What’s even better is that Firefox is one of the apps that supports this entry method. This is especially useful for playing around with your @font-face declarations, since entry behaves the same way within the developer tools as well. That meant that instead of searching for a Xonotic player who had a special character in their nick (which is what I was testing), I could simply inspect their nickname and insert an arbitrary code point to see if it displayed the font’s glyph properly. Similarly, I could also specify any code point in a POST request for incoming data by doing the same thing if needed (at the time I didn’t).

The unfortunate thing is that many text editors have had the same functionality for a long time, and each has developed their own entry pattern. Entering these characters in Vim, for example, requires hitting Control-V while in insert mode, then entering U and the code point value. This isn’t bad at all, it’s just slightly different from how other applications handle it. I guess you can’t have it all!

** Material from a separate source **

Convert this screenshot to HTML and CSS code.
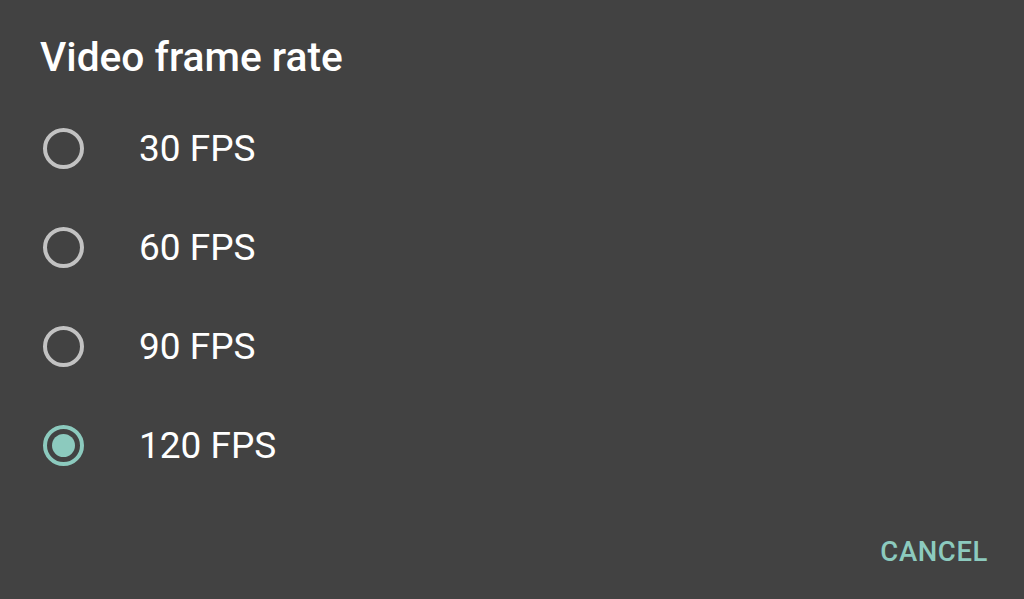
FILE: index.html
```html
<!DOCTYPE html>
<html>
<head>
<meta charset="utf-8">
<link rel="stylesheet" href="styles.css">
</head>
<body>
<div class="dialog">
  <h1 class="title">Video frame rate</h1>
  <div class="options">
    <div class="option"><span class="radio"></span><span class="label">30 FPS</span></div>
    <div class="option"><span class="radio"></span><span class="label">60 FPS</span></div>
    <div class="option"><span class="radio"></span><span class="label">90 FPS</span></div>
    <div class="option"><span class="radio checked"></span><span class="label">120 FPS</span></div>
  </div>
  <div class="actions"><span class="btn">CANCEL</span></div>
</div>
</body>
</html>
```
FILE: styles.css
```css
html, body {
  margin: 0;
  padding: 0;
  background: #424242;
  width: 1024px;
  height: 599px;
  overflow: hidden;
  font-family: Roboto, "Noto Sans", sans-serif;
}
.dialog {
  display: flex;
  flex-direction: column;
  height: 599px;
  box-sizing: border-box;
  padding: 32px 36px 0 40px;
}
.title {
  margin: 0;
  font-size: 40.7px;
  font-weight: 500;
  color: #ffffff;
  line-height: 50px;
}
.options {
  display: flex;
  flex-direction: column;
  margin-top: 17px;
}
.option {
  display: flex;
  align-items: center;
  height: 99px;
}
.radio {
  width: 33px;
  height: 33px;
  border: 4px solid #c2c2c2;
  border-radius: 50%;
  margin-left: 3px;
  position: relative;
  flex: none;
}
.radio.checked {
  border-color: #8ccabe;
}
.radio.checked::after {
  content: "";
  position: absolute;
  left: 50%;
  top: 50%;
  width: 23px;
  height: 23px;
  margin: -11.5px 0 0 -11.5px;
  border-radius: 50%;
  background: #8ccabe;
}
.label {
  margin-left: 55px;
  font-size: 37px;
  color: #ffffff;
}
.actions {
  display: flex;
  justify-content: flex-end;
  margin-top: 40px;
}
.btn {
  font-size: 27.5px;
  font-weight: 500;
  color: #8ccabe;
  letter-spacing: 0.6px;
}
```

During my testing process I also found out that Python 2 has several flavors of unicode literals developers can use. I was naively assuming that all code points could be entered with one syntax, so I was assembling four and five hex-character code points with the same format: \uXXXXX, with the Xs being the code point value in hexadecimal. My @font-face had its glyphs mostly in the four character range, but it did have a few in the five character range. It was those that weren’t working properly, which caused me endless frustration. I was entering “\u1F680” as the code point literal in the code, but I kept getting an omega symbol (U+1F68) and a 0 on my display! I kept scratching my head over this until I looked closely into the Python documentation. I soon found out that there is a separate syntax for code points above the four character range: \UXXXXXXXX. The fix in my code was to change all of the five-character code points to have an upper-case U and to pad them such that they contained 8 hexadecimal characters in total. You can see a few examples of this change in this line of code. After making this change all of the glyphs in the font worked perfectly. Phew!